Bedürftigen oder besonders begabten Studenten können die Beiträge teils oder
ganz erlassen werden.
Spanien
Die spanischen Universitäten können die Höhe der
Gebühren selbst bestimmen, durchschnittlich liegen sie jährlich bei 600
Euro. Bedürftigen Studenten werden teils oder gänzlich erlassen. Dazu gibt
es Beihilfen zum Lebensunterhalt zwischen 1.600 und 2.350 Euro per annum und
Wohngeld für diejenigen, die nicht bei ihren Eltern leben.
Tschechien
Auch die tschechische Republik hebt Gebühren für
Studien ein. Außerdem müssen Studenten, die die durchschnittliche
Studienzeit überschritten haben, Beiträge entrichten. Auf der anderen Seite
gibt es Stipendien für Studenten aus sozial schwächeren Familien und für
besonders Begabte.
Slowenien
Im slowenischen Modell müssen Studierende, die nicht
berufstätig sind und einen bestimmten Studienerfolg nachweisen können, keine
Gebühren bezahlen. Für alle anderen fallen jedes Jahr Gebühren von bis zu
2.000 Euro an.
Großbritannien
Großbritannien bedient sich seit 1998 eines
Gebührensystems, das für den ersten Studienabschluss (Bachelor) eine Gebühr
von rund 1.660 Euro pro Jahr vorsieht. Diesen Betrag können die Unis aber
eigenmächtig variieren, anheben oder auch abschaffen.

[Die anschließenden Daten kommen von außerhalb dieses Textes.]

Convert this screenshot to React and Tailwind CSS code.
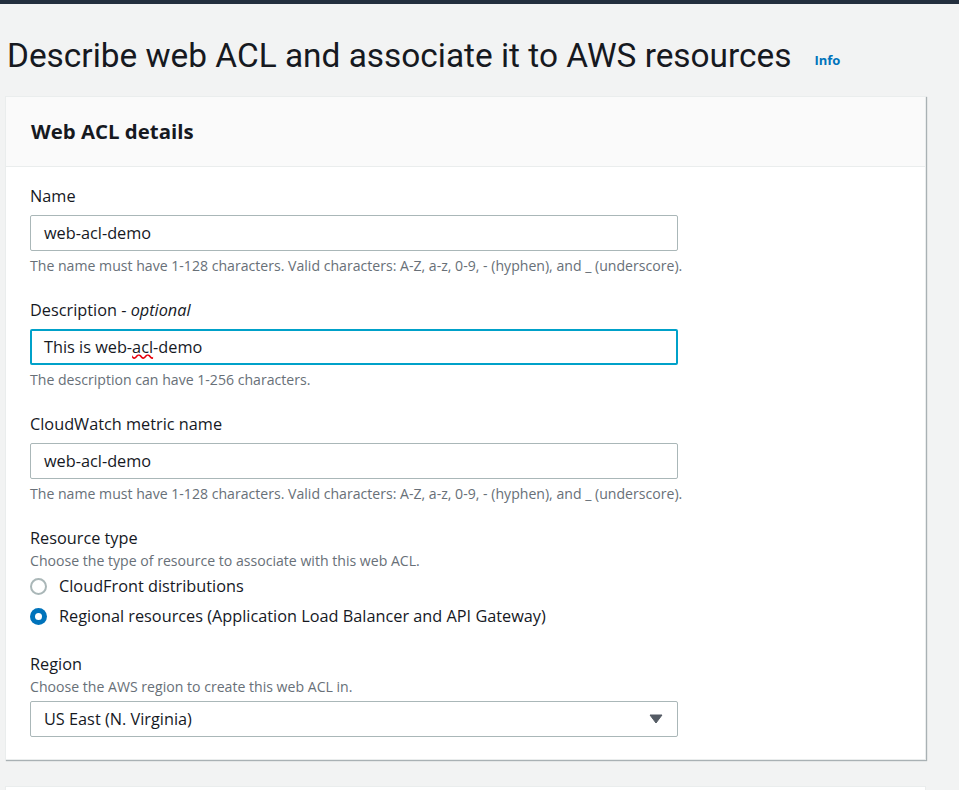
import React from 'react'

const Field = ({ label, optional, hint, value, focused }) => (
  <div className="flex flex-col">
    <div className="text-[16.3px] leading-[20px] text-[#16191f] h-[20px]">
      {label}
      {optional && <span> - <i>optional</i></span>}
    </div>
    <div
      className={
        'mt-[9px] w-[648px] h-[36px] rounded-[2px] bg-white flex items-center text-[16.3px] text-[#16191f] ' +
        (focused ? 'border-2 border-[#00a1c9] px-[12px]' : 'border border-[#aab7b8] px-[13px]')
      }
    >
      {value}
    </div>
    <div className="mt-[6px] text-[14.1px] leading-[18px] text-[#687078]">{hint}</div>
  </div>
)

const Radio = ({ checked, label }) => (
  <div className="flex flex-row items-center h-[30px]">
    {checked ? (
      <span className="w-[17px] h-[17px] rounded-full bg-[#0073bb] flex items-center justify-center">
        <span className="w-[7px] h-[7px] rounded-full bg-white" />
      </span>
    ) : (
      <span className="w-[17px] h-[17px] rounded-full border-2 border-[#aab7b8] bg-white" />
    )}
    <span className="ml-[12px] text-[16.3px] text-[#16191f]">{label}</span>
  </div>
)

const App = () => {
  return (
    <div className="w-full min-h-[790px] bg-[#f2f3f3] font-['Open_Sans',sans-serif] overflow-hidden">
      <div className="h-[4px] bg-[#232f3e]" />
      <div className="pl-[5px]">
        <div className="flex flex-row items-end h-[92px] pb-[20px] pl-[2px]">
          <h1 className="font-['Roboto',sans-serif] text-[33.4px] leading-[40px] text-[#16191f]">
            Describe web ACL and associate it to AWS resources
          </h1>
          <span className="ml-[23px] mb-[6px] text-[13px] font-bold text-[#0073bb]">Info</span>
        </div>

        <div className="w-[921px] bg-white border border-[#eaeded] shadow-[1px_1px_1px_0_rgba(0,28,36,0.3)]">
          <div className="h-[70px] bg-[#fafafa] border-b border-[#eaeded] flex items-center px-[25px]">
            <h2 className="text-[20.4px] font-bold text-[#16191f]">Web ACL details</h2>
          </div>
          <div className="px-[24px] pt-[19px] pb-[22px] flex flex-col gap-[25px]">
            <Field
              label="Name"
              value="web-acl-demo"
              hint="The name must have 1-128 characters. Valid characters: A-Z, a-z, 0-9, - (hyphen), and _ (underscore)."
            />
            <Field
              label="Description"
              optional
              focused
              value={
                <span>
                  This is web-<span className="underline decoration-wavy decoration-red-600">acl</span>-demo
                </span>
              }
              hint="The description can have 1-256 characters."
            />
            <Field
              label="CloudWatch metric name"
              value="web-acl-demo"
              hint="The name must have 1-128 characters. Valid characters: A-Z, a-z, 0-9, - (hyphen), and _ (underscore)."
            />
            <div className="flex flex-col">
              <div className="text-[16.3px] leading-[20px] text-[#16191f]">Resource type</div>
              <div className="text-[14.1px] leading-[18px] text-[#687078] mt-[4px]">
                Choose the type of resource to associate with this web ACL.
              </div>
              <div className="mt-[1px]">
                <Radio label="CloudFront distributions" />
                <Radio checked label="Regional resources (Application Load Balancer and API Gateway)" />
              </div>
            </div>
            <div className="flex flex-col -mt-[2px]">
              <div className="text-[16.3px] leading-[20px] text-[#16191f]">Region</div>
              <div className="text-[14.1px] leading-[18px] text-[#687078] mt-[4px]">
                Choose the AWS region to create this web ACL in.
              </div>
              <div className="mt-[5px] w-[648px] h-[36px] rounded-[2px] border border-[#aab7b8] bg-white flex flex-row items-center justify-between pl-[13px] pr-[14px] text-[16.3px] text-[#16191f]">
                <span>US East (N. Virginia)</span>
                <svg width="14" height="10" viewBox="0 0 14 10">
                  <path d="M1 1 L13 1 L7 9 Z" fill="#545b64" stroke="#545b64" strokeLinejoin="round" />
                </svg>
              </div>
            </div>
          </div>
        </div>

        <div className="mt-[26px] w-[921px] h-[40px] bg-white border border-[#eaeded]" />
      </div>
    </div>
  )
}

export default App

Bezahlt werden müssen
die Studiengebühren erst nach dem Studienabschluss, sobald sie eine gewisse
Einkommenschwelle überschritten haben. Schottland bildet eine Ausnahme und
verlangt keine Pflichtbeiträge.
Studiengebühren werden auch in Belgien, Malta, Estland, Lettland, Litauen, Portugal und Irland eingehoben, wobei die Höhe national stark divergiert.